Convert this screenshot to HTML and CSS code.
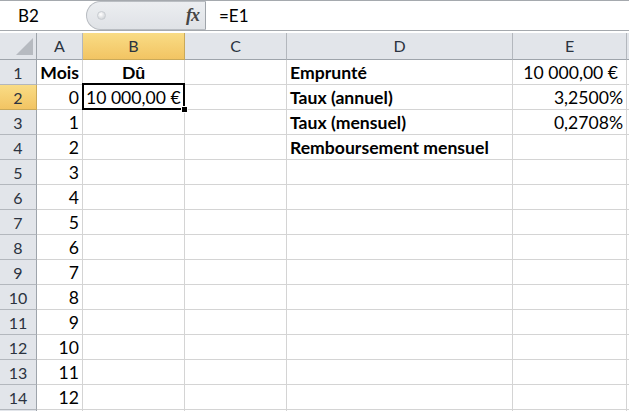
FILE: index.html
```html
<!DOCTYPE html>
<html lang="fr">
<head>
    <meta charset="UTF-8">
    <title>Emprunt</title>
    <link rel="stylesheet" href="styles.css">
</head>
<body>

<div class="formula-bar">
    <div class="name-box">B2</div>
    <div class="fx-box">
        <span class="knob"></span>
        <span class="fx">fx</span>
    </div>
    <div class="formula">=E1</div>
</div>

<div class="sheet">
    <div class="corner"><span class="tri"></span></div>
    <div class="h">A</div>
    <div class="h sel">B</div>
    <div class="h">C</div>
    <div class="h">D</div>
    <div class="h">E</div>
    <div class="h"></div>

    <div class="rh">1</div>
    <div class="c b r">Mois</div>
    <div class="c b ctr">Dû</div>
    <div class="c"></div>
    <div class="c b">Emprunté</div>
    <div class="c r acc">10 000,00 €</div>
    <div class="c"></div>

    <div class="rh sel">2</div>
    <div class="c r">0</div>
    <div class="c r active">10 000,00 €<span class="handle"></span></div>
    <div class="c"></div>
    <div class="c b">Taux (annuel)</div>
    <div class="c r">3,2500%</div>
    <div class="c"></div>

    <div class="rh">3</div>
    <div class="c r">1</div>
    <div class="c"></div>
    <div class="c"></div>
    <div class="c b">Taux (mensuel)</div>
    <div class="c r">0,2708%</div>
    <div class="c"></div>

    <div class="rh">4</div>
    <div class="c r">2</div>
    <div class="c"></div>
    <div class="c"></div>
    <div class="c b">Remboursement mensuel</div>
    <div class="c"></div>
    <div class="c"></div>

    <div class="rh">5</div>
    <div class="c r">3</div>
    <div class="c"></div><div class="c"></div><div class="c"></div><div class="c"></div><div class="c"></div>

    <div class="rh">6</div>
    <div class="c r">4</div>
    <div class="c"></div><div class="c"></div><div class="c"></div><div class="c"></div><div class="c"></div>

    <div class="rh">7</div>
    <div class="c r">5</div>
    <div class="c"></div><div class="c"></div><div class="c"></div><div class="c"></div><div class="c"></div>

    <div class="rh">8</div>
    <div class="c r">6</div>
    <div class="c"></div><div class="c"></div><div class="c"></div><div class="c"></div><div class="c"></div>

    <div class="rh">9</div>
    <div class="c r">7</div>
    <div class="c"></div><div class="c"></div><div class="c"></div><div class="c"></div><div class="c"></div>

    <div class="rh">10</div>
    <div class="c r">8</div>
    <div class="c"></div><div class="c"></div><div class="c"></div><div class="c"></div><div class="c"></div>

    <div class="rh">11</div>
    <div class="c r">9</div>
    <div class="c"></div><div class="c"></div><div class="c"></div><div class="c"></div><div class="c"></div>

    <div class="rh">12</div>
    <div class="c r">10</div>
    <div class="c"></div><div class="c"></div><div class="c"></div><div class="c"></div><div class="c"></div>

    <div class="rh">13</div>
    <div class="c r">11</div>
    <div class="c"></div><div class="c"></div><div class="c"></div><div class="c"></div><div class="c"></div>

    <div class="rh">14</div>
    <div class="c r">12</div>
    <div class="c"></div><div class="c"></div><div class="c"></div><div class="c"></div><div class="c"></div>

    <div class="rh"></div>
    <div class="c"></div>
    <div class="c"></div><div class="c"></div><div class="c"></div><div class="c"></div><div class="c"></div>
</div>

</body>
</html>
```

FILE: styles.css
```css
html, body {
    margin: 0;
    height: 100%;
    overflow: hidden;
    background: #fff;
}
body {
    font-family: Lato, "Open Sans", sans-serif;
    font-size: 17.6px;
    color: #000;
}

/* formula bar */
.formula-bar {
    display: flex;
    height: 29px;
    border-top: 1px solid #a5a9ae;
    border-bottom: 1px solid #a5a9ae;
    margin-bottom: 2px;
}
.name-box {
    width: 68px;
    padding-left: 18px;
    line-height: 30px;
    font-size: 17px;
}
.fx-box {
    display: flex;
    align-items: center;
    justify-content: space-between;
    width: 120px;
    box-sizing: border-box;
    padding: 0 6px 0 10px;
    background: linear-gradient(#eceef1, #dfe2e6);
    border: 1px solid #b9bdc2;
    border-right: 1px solid #9fa4aa;
    border-radius: 15px 0 0 15px;
}
.knob {
    width: 7px;
    height: 7px;
    border-radius: 50%;
    background: radial-gradient(circle at 40% 35%, #fff, #c4c8cd);
    border: 1px solid #c8ccd1;
}
.fx {
    font-family: "Liberation Serif", serif;
    font-style: italic;
    font-weight: bold;
    font-size: 18px;
    color: #454545;
    letter-spacing: -1px;
}
.formula {
    padding-left: 13px;
    line-height: 30px;
    font-size: 17px;
}

/* grid */
.sheet {
    display: grid;
    grid-template-columns: 37px 46px 102px 102px 226px 114px 1fr;
    grid-template-rows: 27px;
    grid-auto-rows: 25px;
}
.sheet > div {
    box-sizing: border-box;
    white-space: nowrap;
}
.corner {
    position: relative;
    background: #e2e5ea;
    border-right: 1px solid #9ea4ab;
    border-bottom: 1px solid #9ea4ab;
}
.tri {
    position: absolute;
    right: 3px;
    bottom: 4px;
    width: 0;
    height: 0;
    border-left: 17px solid transparent;
    border-bottom: 17px solid #b6bac0;
}
.h {
    background: #e2e5ea;
    border-right: 1px solid #b3b7bd;
    border-bottom: 1px solid #9ea4ab;
    text-align: center;
    line-height: 26px;
    font-size: 16px;
    color: #2b3340;
}
.rh {
    background: #e2e5ea;
    border-right: 1px solid #9ea4ab;
    border-bottom: 1px solid #b3b7bd;
    text-align: center;
    padding-top: 2px;
    line-height: 22px;
    font-size: 16px;
    color: #2b3340;
}
.h.sel, .rh.sel {
    background: linear-gradient(#f9dc85, #f2c463);
    border-color: #c9a95a;
}
.c {
    border-right: 1px solid #d4d4d4;
    border-bottom: 1px solid #d4d4d4;
    padding: 2px 3px 0;
    line-height: 22px;
}
.b { font-weight: bold; }
.r { text-align: right; }
.ctr { text-align: center; }
.acc { padding-right: 8px; }
.active {
    position: relative;
    padding-right: 4px;
}
.active::after {
    content: "";
    position: absolute;
    top: -2px;
    left: -1px;
    right: -1px;
    bottom: -1px;
    border: 2px solid #000;
}
.handle {
    position: absolute;
    right: -4px;
    bottom: -4px;
    width: 5px;
    height: 5px;
    background: #000;
    border: 1px solid #fff;
    z-index: 1;
}
```
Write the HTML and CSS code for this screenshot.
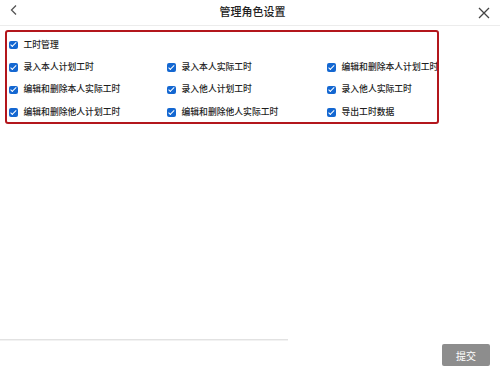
FILE: index.html
```html
<!DOCTYPE html>
<html lang="zh">
<head>
<meta charset="utf-8">
<link rel="stylesheet" href="styles.css">
</head>
<body>
<div class="page">
  <header class="header">
    <svg class="back" width="10" height="12" viewBox="0 0 10 12"><path d="M7 1.5 L2.5 6 L7 10.5" fill="none" stroke="#555" stroke-width="1.3"/></svg>
    <div class="title">管理角色设置</div>
    <svg class="close" width="12" height="12" viewBox="0 0 12 12"><path d="M1 1 L11 11 M11 1 L1 11" fill="none" stroke="#444" stroke-width="1.3"/></svg>
  </header>
  <section class="box">
    <div class="row-top">
      <label class="item"><span class="cb"></span><span>工时管理</span></label>
    </div>
    <div class="grid">
      <label class="item"><span class="cb"></span><span>录入本人计划工时</span></label>
      <label class="item"><span class="cb"></span><span>录入本人实际工时</span></label>
      <label class="item"><span class="cb"></span><span>编辑和删除本人计划工时</span></label>
      <label class="item"><span class="cb"></span><span>编辑和删除本人实际工时</span></label>
      <label class="item"><span class="cb"></span><span>录入他人计划工时</span></label>
      <label class="item"><span class="cb"></span><span>录入他人实际工时</span></label>
      <label class="item"><span class="cb"></span><span>编辑和删除他人计划工时</span></label>
      <label class="item"><span class="cb"></span><span>编辑和删除他人实际工时</span></label>
      <label class="item"><span class="cb"></span><span>导出工时数据</span></label>
    </div>
  </section>
  <div class="spacer"></div>
  <footer class="footer">
    <div class="footline"></div>
    <button class="submit">提交</button>
  </footer>
</div>
</body>
</html>
```
FILE: styles.css
```css
* { box-sizing: border-box; }
html, body { margin: 0; padding: 0; background: #fff; }
body {
  font-family: "Noto Sans CJK SC", "Noto Sans", sans-serif;
  color: #222;
}
.page {
  width: 500px;
  height: 375px;
  display: flex;
  flex-direction: column;
  overflow: hidden;
}
.header {
  height: 26px;
  flex: none;
  display: flex;
  align-items: center;
  justify-content: space-between;
  padding: 0 10px 2px 9px;
  border-bottom: 1px solid #ececec;
}
.back { margin-top: -3px; }
.title {
  font-size: 11px;
  font-weight: 500;
  color: #222;
  margin-left: 8px;
  margin-top: -2px;
}
.close { margin-top: 2px; }
.box {
  margin: 4px 0 0 5px;
  width: 434px;
  height: 94px;
  border: 2px solid #b3161c;
  border-radius: 3px;
  padding: 2px 0 0 2px;
  overflow: hidden;
}
.row-top { height: 22px; display: flex; align-items: center; }
.grid {
  display: grid;
  grid-template-columns: 158px 160px 120px;
  grid-auto-rows: 22.5px;
}
.item {
  display: flex;
  align-items: center;
  gap: 6px;
  font-size: 8.8px;
  font-weight: 500;
  color: #1e1e1e;
  white-space: nowrap;
  line-height: 1;
}
.cb {
  width: 8.5px;
  height: 8.5px;
  border-radius: 2px;
  background: #1467d1;
  flex: none;
  position: relative;
}
.cb::after {
  content: "";
  position: absolute;
  left: 2.5px;
  top: 0.7px;
  width: 2.3px;
  height: 4.6px;
  border: solid #fff;
  border-width: 0 1.2px 1.2px 0;
  transform: rotate(45deg);
}
.spacer { flex: 1; }
.footer {
  height: 36px;
  flex: none;
  display: flex;
  align-items: flex-start;
  position: relative;
}
.footline {
  width: 288px;
  height: 2px;
  background: #e2e2e2;
  border-bottom: 1px solid #f2f2f2;
  margin-top: 0;
}
.submit {
  margin: 5px 0 0 154px;
  width: 48px;
  height: 22px;
  background: #8d8d8d;
  color: #fff;
  border: none;
  border-radius: 2px;
  font-family: "Noto Sans CJK SC", sans-serif;
  font-size: 10px;
  padding: 0;
}
```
• • •
▸ Given task:
The answer is the number of lines in the preceding material that hold "this"; write that number and nothing else.

▸ Exercise solution:
2